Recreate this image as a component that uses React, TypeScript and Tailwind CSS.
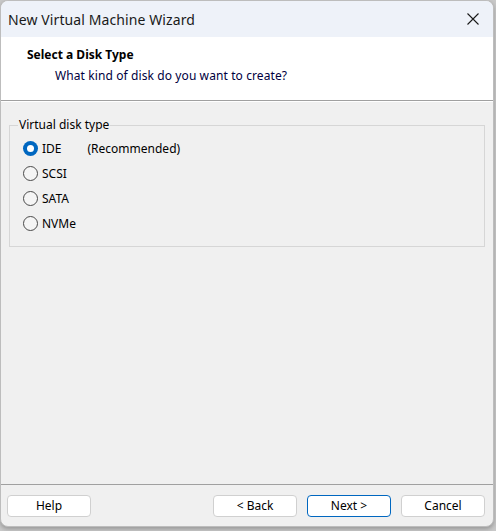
import React from "react";

function Radio({ checked }: { checked?: boolean }) {
  return checked ? (
    <span className="w-[15px] h-[15px] rounded-full bg-[#0067c0] flex items-center justify-center shrink-0">
      <span className="w-[7px] h-[7px] rounded-full bg-white" />
    </span>
  ) : (
    <span className="w-[15px] h-[15px] rounded-full border border-[#4a4a4a] bg-[#f5f5f5] shrink-0" />
  );
}

function Btn({ label, primary }: { label: string; primary?: boolean }) {
  return (
    <button
      className={
        "w-[84px] h-[22px] rounded-[4px] bg-white text-[12px] text-black flex items-center justify-center " +
        (primary ? "border border-[#0067c0]" : "border border-[#d0d0d0]")
      }
    >
      {label}
    </button>
  );
}

export default function App() {
  const font = { fontFamily: '"Noto Sans", "Open Sans", sans-serif' };
  return (
    <div className="w-[496px] h-[531px] bg-[#c9c9c9] overflow-hidden" style={font}>
      <div className="w-[494px] h-[527px] rounded-t-[8px] rounded-b-[8px] border border-[#bdbdbd] bg-[#f0f0f0] flex flex-col overflow-hidden shadow-[0_2px_4px_rgba(0,0,0,0.25)]">
        {/* Title bar */}
        <div className="h-[36px] bg-[#eef2f9] flex items-center justify-between pl-[7px] pr-[12px] shrink-0">
          <span className="text-[14px] text-[#1a1a1a] tracking-[0.1px]">New Virtual Machine Wizard</span>
          <svg width="14" height="14" viewBox="0 0 14 14" className="mr-[1px]">
            <path d="M1.5 1.5 L12.5 12.5 M12.5 1.5 L1.5 12.5" stroke="#1a1a1a" strokeWidth="1.1" />
          </svg>
        </div>
        {/* Header */}
        <div className="h-[64px] bg-white flex flex-col pl-[26px] pt-[9px] shrink-0 border-b border-[#a0a0a0]">
          <span className="text-[12px] font-bold text-black leading-[18px]">Select a Disk Type</span>
          <span className="text-[12px] text-[#000040] leading-[18px] pl-[28px] mt-[3px] tracking-[0.1px]">What kind of disk do you want to create?</span>
        </div>
        <div className="h-px bg-white shrink-0" />
        {/* Body */}
        <div className="flex-1 px-[8px] pt-[16px]">
          <fieldset className="border border-[#d6d6d6] h-[129px] pl-[13px] pt-[2px] m-0">
            <legend className="text-[12px] text-black px-[1px] ml-[-5px] leading-[14px]">Virtual disk type</legend>
            <div className="flex flex-col gap-[10px] mt-[7px]">
              <div className="flex items-center h-[15px]">
                <Radio checked />
                <span className="text-[12px] ml-[4px] text-black">IDE</span>
                <span className="text-[12px] ml-[26px] text-black">(Recommended)</span>
              </div>
              <div className="flex items-center h-[15px]">
                <Radio />
                <span className="text-[12px] ml-[4px] text-black">SCSI</span>
              </div>
              <div className="flex items-center h-[15px]">
                <Radio />
                <span className="text-[12px] ml-[4px] text-black">SATA</span>
              </div>
              <div className="flex items-center h-[15px]">
                <Radio />
                <span className="text-[12px] ml-[4px] text-black">NVMe</span>
              </div>
            </div>
          </fieldset>
        </div>
        {/* Footer */}
        <div className="h-px bg-[#a0a0a0] shrink-0" />
        <div className="h-[41px] flex items-start pt-[10px] pl-[6px] pr-[8px] shrink-0">
          <Btn label="Help" />
          <div className="flex-1" />
          <div className="flex gap-[10px]">
            <Btn label="< Back" />
            <Btn label="Next >" primary />
            <Btn label="Cancel" />
          </div>
        </div>
      </div>
    </div>
  );
}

* EXERCISE DETAILS *
Leave out the pictures and print every line of the data exactly.

* RESULT OF THE TASK *
Recreate this image as a component that uses React, TypeScript and Tailwind CSS.
import React from "react";

function Radio({ checked }: { checked?: boolean }) {
  return checked ? (
    <span className="w-[15px] h-[15px] rounded-full bg-[#0067c0] flex items-center justify-center shrink-0">
      <span className="w-[7px] h-[7px] rounded-full bg-white" />
    </span>
  ) : (
    <span className="w-[15px] h-[15px] rounded-full border border-[#4a4a4a] bg-[#f5f5f5] shrink-0" />
  );
}

function Btn({ label, primary }: { label: string; primary?: boolean }) {
  return (
    <button
      className={
        "w-[84px] h-[22px] rounded-[4px] bg-white text-[12px] text-black flex items-center justify-center " +
        (primary ? "border border-[#0067c0]" : "border border-[#d0d0d0]")
      }
    >
      {label}
    </button>
  );
}

export default function App() {
  const font = { fontFamily: '"Noto Sans", "Open Sans", sans-serif' };
  return (
    <div className="w-[496px] h-[531px] bg-[#c9c9c9] overflow-hidden" style={font}>
      <div className="w-[494px] h-[527px] rounded-t-[8px] rounded-b-[8px] border border-[#bdbdbd] bg-[#f0f0f0] flex flex-col overflow-hidden shadow-[0_2px_4px_rgba(0,0,0,0.25)]">
        {/* Title bar */}
        <div className="h-[36px] bg-[#eef2f9] flex items-center justify-between pl-[7px] pr-[12px] shrink-0">
          <span className="text-[14px] text-[#1a1a1a] tracking-[0.1px]">New Virtual Machine Wizard</span>
          <svg width="14" height="14" viewBox="0 0 14 14" className="mr-[1px]">
            <path d="M1.5 1.5 L12.5 12.5 M12.5 1.5 L1.5 12.5" stroke="#1a1a1a" strokeWidth="1.1" />
          </svg>
        </div>
        {/* Header */}
        <div className="h-[64px] bg-white flex flex-col pl-[26px] pt-[9px] shrink-0 border-b border-[#a0a0a0]">
          <span className="text-[12px] font-bold text-black leading-[18px]">Select a Disk Type</span>
          <span className="text-[12px] text-[#000040] leading-[18px] pl-[28px] mt-[3px] tracking-[0.1px]">What kind of disk do you want to create?</span>
        </div>
        <div className="h-px bg-white shrink-0" />
        {/* Body */}
        <div className="flex-1 px-[8px] pt-[16px]">
          <fieldset className="border border-[#d6d6d6] h-[129px] pl-[13px] pt-[2px] m-0">
            <legend className="text-[12px] text-black px-[1px] ml-[-5px] leading-[14px]">Virtual disk type</legend>
            <div className="flex flex-col gap-[10px] mt-[7px]">
              <div className="flex items-center h-[15px]">
                <Radio checked />
                <span className="text-[12px] ml-[4px] text-black">IDE</span>
                <span className="text-[12px] ml-[26px] text-black">(Recommended)</span>
              </div>
              <div className="flex items-center h-[15px]">
                <Radio />
                <span className="text-[12px] ml-[4px] text-black">SCSI</span>
              </div>
              <div className="flex items-center h-[15px]">
                <Radio />
                <span className="text-[12px] ml-[4px] text-black">SATA</span>
              </div>
              <div className="flex items-center h-[15px]">
                <Radio />
                <span className="text-[12px] ml-[4px] text-black">NVMe</span>
              </div>
            </div>
          </fieldset>
        </div>
        {/* Footer */}
        <div className="h-px bg-[#a0a0a0] shrink-0" />
        <div className="h-[41px] flex items-start pt-[10px] pl-[6px] pr-[8px] shrink-0">
          <Btn label="Help" />
          <div className="flex-1" />
          <div className="flex gap-[10px]">
            <Btn label="< Back" />
            <Btn label="Next >" primary />
            <Btn label="Cancel" />
          </div>
        </div>
      </div>
    </div>
  );
}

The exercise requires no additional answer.